Il y a cependant des défis quant au travail collaboratif, défis liés à la complexité du processus d’intervention, aux enjeux éthiques, aux barrières culturelles et linguistiques, ainsi qu’aux différences identitaires (Hall, 2005; Iancu, Lanteigne et Albert, 2017; Paré, 2010). Parmi ces défis, nous mentionnons les défis linguistiques tels que le fait de traduire pour les professionnels unilingues anglophones; la pression à s’exprimer en anglais si certains intervenants ne parlent pas le français; le besoin pour des intervenants francophones d’assumer des tâches supplémentaires liées à la traduction des documents. Les résultats révèlent également plusieurs sources de conflit au sein de l’équipe IP dont une incompréhension quant aux rôles des différents professionnels; une confusion par rapport au partage de tâches et responsabilités au sein de l’équipe; des difficultés à concerter les différentes idées et perspectives; un manque de procédures et d’outils pour gérer les conflits; la présence de préjugés et de stéréotypes chez certains professionnels; le manque de temps pour se réunir; la prise de notes complexe et des défis éthiques (ex. partage des informations confidentielles). Les résultats illustrent aussi le fait que pour certains professionnels il est intimidant de travailler en équipe IP.

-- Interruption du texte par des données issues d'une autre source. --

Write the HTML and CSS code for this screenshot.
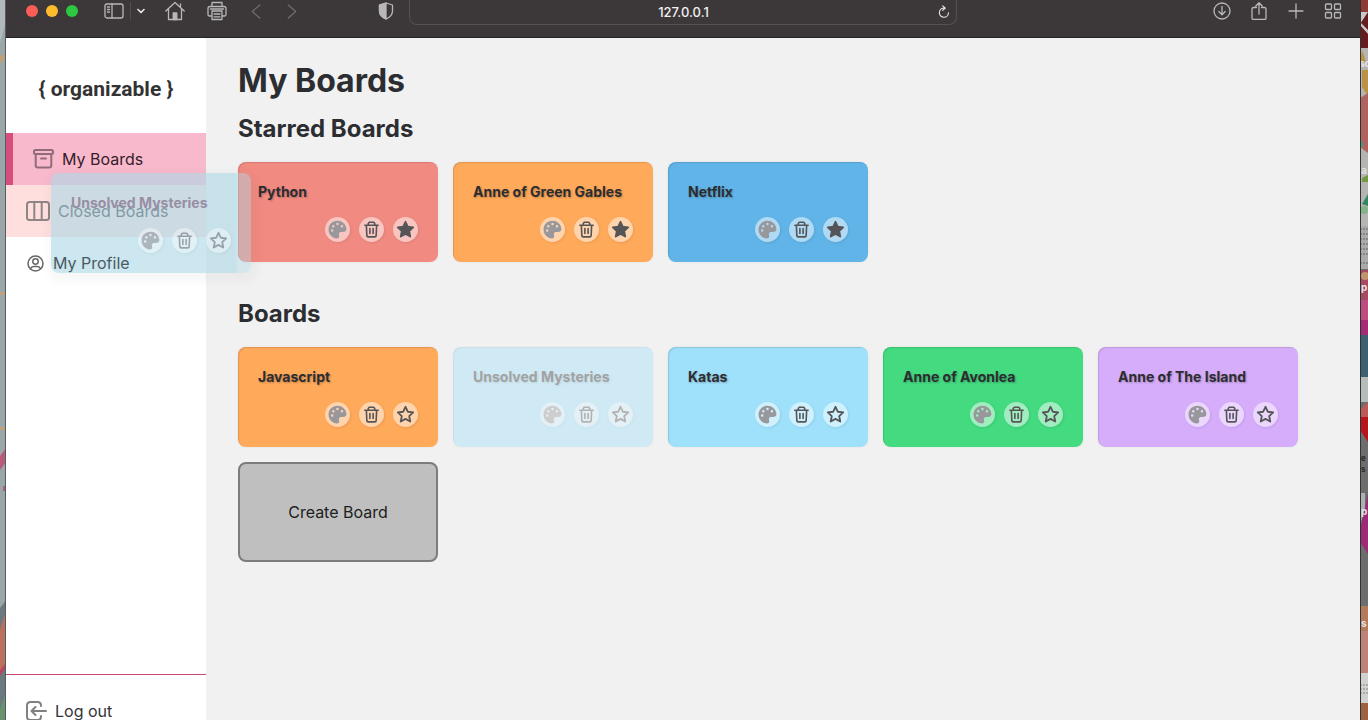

Ces enjeux soulèvent un besoin de réfléchir à comment mieux former les étudiants et les professionnels au travail collaboratif (Comer et Rao, 2016; Lumague et al., 2006) lors de situations complexes. Pour ce faire, il est important de développer un cadre théorique s’inspirant des théories de la complexité et du chaos qui soit plus accessible aux étudiants en travail social. La formation doit ainsi offrir aux étudiants des occasions pour réfléchir aux bases épistémologiques de l’intervention afin de mieux comprendre les situations complexes et de transformer leurs pratiques futures (Hudson, 2000; Walsh, White, Morris et Doherty, 2018). La formation doit fournir les savoirs pour faciliter la collaboration avec les personnes accompagnées comme partenaires. Cette formation doit également permettre aux étudiants d’apprendre à travailler avec d’autres personnes vers des buts communs en négociant les différences professionnelles et personnelles tout en tenant compte des aspects identitaires qui traversent l’intervention (Lanteigne et Iancu, 2018; Mellin, Anderson-Butcher et Bronstein, 2011). Il est aussi nécessaire de créer des espaces d’apprentissage communs afin que les étudiants de plusieurs disciplines (ex. travail social, psychologie, science infirmière, etc.) puissent développer leur pensée critique et des compétences collaboratives (Mellin et al., 2011; Lanteigne et Iancu, 2018). La formation doit outiller les étudiants afin qu’ils puissent sensibiliser les communautés quant aux diverses problématiques liées à l’oppression. Cela implique de les préparer comme de futurs professionnels en travail social et comme des citoyens (Reeff, 1999) qui sont en mesure de déconstruire les stéréotypes et les préjugés, de lutter contre l’oppression, de retisser des liens sociaux et de rebâtir la solidarité dans une visée inclusive pour le vivre ensemble (Savoie, Albert et Lanteigne, 2011).